As we've moved toward a "paper-cup," ephemeral computing model, these "virtual" components are becoming skeuomorphs; that is, they are features of computing instances that resemble facets of the physical computers they've replaced, but are not essential to the new model. Because we still use and value these components, we continue to suffer many of the complexities, inefficiencies, and insecurities that have plagued physical servers for years.


For example, a simple web server will carry along with it a complex, feature-rich operating system (all of which must be patched or rot), when a web server will never use many of those features. Network allowances and tools for all kinds of maintenance are included, when many maintenance activities could be accomplished by simply replacing the instance.


Similarly, when one considers a cloud infrastructure deployment of an application in its entirety, many deployments wind up resembling virtual versions of on-premise data centers, complete with a mess of persistent network connections and software agents that require root access management. These are a breeding ground for complexity, inefficiency, and security problems.


Indeed, we think the very terms "virtual machine," "virtual data center," and the like are conceptual skeuomorphs. As pseudonyms for completely new technologies, they provide familiarity to those of us-all of us-who were acquainted with what these technologies replace. This familiarity might aid adoption, but it also perpetuates artificial creative boundaries on how we employ these new technologies. Confined within these boundaries, the "virtual mindset" steers us toward making more stuff to manage than is necessary and, worse yet, more vulnerability surface that we need to defend.


In other words, we're making work for ourselves. The lazy system administrator in all of us should be bristling.

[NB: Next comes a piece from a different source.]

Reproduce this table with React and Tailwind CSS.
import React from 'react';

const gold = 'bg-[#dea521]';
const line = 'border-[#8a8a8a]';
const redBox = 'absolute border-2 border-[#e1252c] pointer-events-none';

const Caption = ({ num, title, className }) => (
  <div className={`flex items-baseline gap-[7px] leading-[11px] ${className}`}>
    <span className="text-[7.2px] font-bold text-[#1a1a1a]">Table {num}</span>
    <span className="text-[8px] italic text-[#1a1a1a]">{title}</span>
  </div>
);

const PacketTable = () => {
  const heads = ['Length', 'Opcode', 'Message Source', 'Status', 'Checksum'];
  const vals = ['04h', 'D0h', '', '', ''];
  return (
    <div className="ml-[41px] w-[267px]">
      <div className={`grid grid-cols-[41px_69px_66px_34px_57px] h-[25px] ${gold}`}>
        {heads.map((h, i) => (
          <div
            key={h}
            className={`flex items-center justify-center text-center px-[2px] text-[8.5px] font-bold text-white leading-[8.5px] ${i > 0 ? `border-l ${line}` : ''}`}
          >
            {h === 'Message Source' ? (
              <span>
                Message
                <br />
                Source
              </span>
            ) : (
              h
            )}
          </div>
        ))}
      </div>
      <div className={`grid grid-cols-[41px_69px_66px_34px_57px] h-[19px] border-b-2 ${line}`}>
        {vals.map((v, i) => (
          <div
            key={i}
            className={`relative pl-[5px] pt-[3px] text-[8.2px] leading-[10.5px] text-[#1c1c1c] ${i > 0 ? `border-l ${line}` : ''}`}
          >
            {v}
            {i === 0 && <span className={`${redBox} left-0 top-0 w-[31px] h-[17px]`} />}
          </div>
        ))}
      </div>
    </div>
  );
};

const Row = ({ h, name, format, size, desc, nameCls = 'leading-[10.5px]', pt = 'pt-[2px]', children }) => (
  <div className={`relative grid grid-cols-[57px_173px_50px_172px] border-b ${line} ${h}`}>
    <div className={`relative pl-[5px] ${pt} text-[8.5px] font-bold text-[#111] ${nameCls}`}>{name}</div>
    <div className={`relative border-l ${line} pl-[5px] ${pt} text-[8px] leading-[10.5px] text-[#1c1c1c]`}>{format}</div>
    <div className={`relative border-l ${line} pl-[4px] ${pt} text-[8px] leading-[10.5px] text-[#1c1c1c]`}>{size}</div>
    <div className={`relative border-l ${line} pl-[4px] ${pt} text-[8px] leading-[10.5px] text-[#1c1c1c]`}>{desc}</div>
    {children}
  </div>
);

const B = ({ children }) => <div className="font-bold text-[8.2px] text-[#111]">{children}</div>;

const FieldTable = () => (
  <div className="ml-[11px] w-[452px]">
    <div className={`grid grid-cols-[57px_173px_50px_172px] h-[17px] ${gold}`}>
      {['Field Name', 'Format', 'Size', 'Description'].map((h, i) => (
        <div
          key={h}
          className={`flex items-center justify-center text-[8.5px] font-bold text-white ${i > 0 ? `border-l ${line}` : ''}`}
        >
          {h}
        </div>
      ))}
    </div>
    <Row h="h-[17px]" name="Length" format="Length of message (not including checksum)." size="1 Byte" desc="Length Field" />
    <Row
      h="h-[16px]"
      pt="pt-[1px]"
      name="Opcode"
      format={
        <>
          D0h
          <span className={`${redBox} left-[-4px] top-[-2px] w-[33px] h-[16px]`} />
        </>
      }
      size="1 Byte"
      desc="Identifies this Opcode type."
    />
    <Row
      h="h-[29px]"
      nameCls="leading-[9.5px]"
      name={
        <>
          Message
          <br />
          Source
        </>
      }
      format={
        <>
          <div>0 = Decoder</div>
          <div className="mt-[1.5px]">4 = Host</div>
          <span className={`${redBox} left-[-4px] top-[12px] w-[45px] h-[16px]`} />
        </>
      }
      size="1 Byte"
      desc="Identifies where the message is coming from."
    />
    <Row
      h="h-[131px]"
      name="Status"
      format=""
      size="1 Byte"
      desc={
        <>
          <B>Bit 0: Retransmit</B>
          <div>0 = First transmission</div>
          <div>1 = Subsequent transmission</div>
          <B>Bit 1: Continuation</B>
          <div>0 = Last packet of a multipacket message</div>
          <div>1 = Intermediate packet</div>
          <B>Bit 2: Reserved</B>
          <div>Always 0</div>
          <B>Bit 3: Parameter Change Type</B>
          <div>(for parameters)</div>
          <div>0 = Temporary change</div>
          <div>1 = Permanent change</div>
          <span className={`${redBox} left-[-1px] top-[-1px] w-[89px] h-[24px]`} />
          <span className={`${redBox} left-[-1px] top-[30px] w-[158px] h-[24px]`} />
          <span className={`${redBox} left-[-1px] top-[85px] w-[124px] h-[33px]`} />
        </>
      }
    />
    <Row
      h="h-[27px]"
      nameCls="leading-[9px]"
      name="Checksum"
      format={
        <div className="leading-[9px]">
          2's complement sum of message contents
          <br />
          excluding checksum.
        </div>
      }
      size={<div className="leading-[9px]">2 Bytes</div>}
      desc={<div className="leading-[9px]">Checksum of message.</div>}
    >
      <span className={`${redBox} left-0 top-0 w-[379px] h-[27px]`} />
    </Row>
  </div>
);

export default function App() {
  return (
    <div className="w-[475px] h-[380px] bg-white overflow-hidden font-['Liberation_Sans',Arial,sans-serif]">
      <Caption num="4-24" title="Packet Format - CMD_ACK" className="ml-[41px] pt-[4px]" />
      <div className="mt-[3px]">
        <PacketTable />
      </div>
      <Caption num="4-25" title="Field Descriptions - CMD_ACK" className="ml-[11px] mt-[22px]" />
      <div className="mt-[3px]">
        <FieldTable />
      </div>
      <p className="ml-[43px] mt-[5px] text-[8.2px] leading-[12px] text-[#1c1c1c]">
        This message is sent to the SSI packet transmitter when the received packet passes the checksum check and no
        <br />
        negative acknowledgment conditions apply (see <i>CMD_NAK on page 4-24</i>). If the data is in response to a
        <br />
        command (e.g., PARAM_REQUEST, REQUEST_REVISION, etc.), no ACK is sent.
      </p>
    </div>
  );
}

We can see this problem addressed as cloud infrastructure providers break away from the "virtual mindset" and all its attendant assumptions and limitations. When it comes to "virtual machines," Digital Ocean evokes evaporation with "droplets," while AWS Elastic Compute Cloud and Google Compute Engine borrow from object-oriented programming with "instance." Similarly, IaaS providers typically refer to some variant of "block storage" instead of "virtual hard disk."


These changes in terminology, though subtle, are the beginning of a movement to eliminate "server-hugging." It might seem iconoclastic today, but the way that Netflix abuses servers like a cheap commodity with ChaosMonkey appears to us like the right way to build and test for resiliency in the cloud. Kief Morris, writing on Martin Fowler's blog, argues that servers should be destroyed and rebuilt when changes are needed, treating them as if they are immutable-which is perfectly reasonable when they are a cheap commodity. Similarly, Chad Fowler at 6Wunderkinder urges us to trash our servers and burn our code.


With the rising popularity of stateless application tiers, a separation of concerns with SOA architectures, and DevOps practices like Continuous Deployment, expect the "virtual mindset" to subside. In favor of that, we expect to see a new post-virtual era where cloud-native applications, architectures, and operational practices come into the mainstream, and we realize what is possible.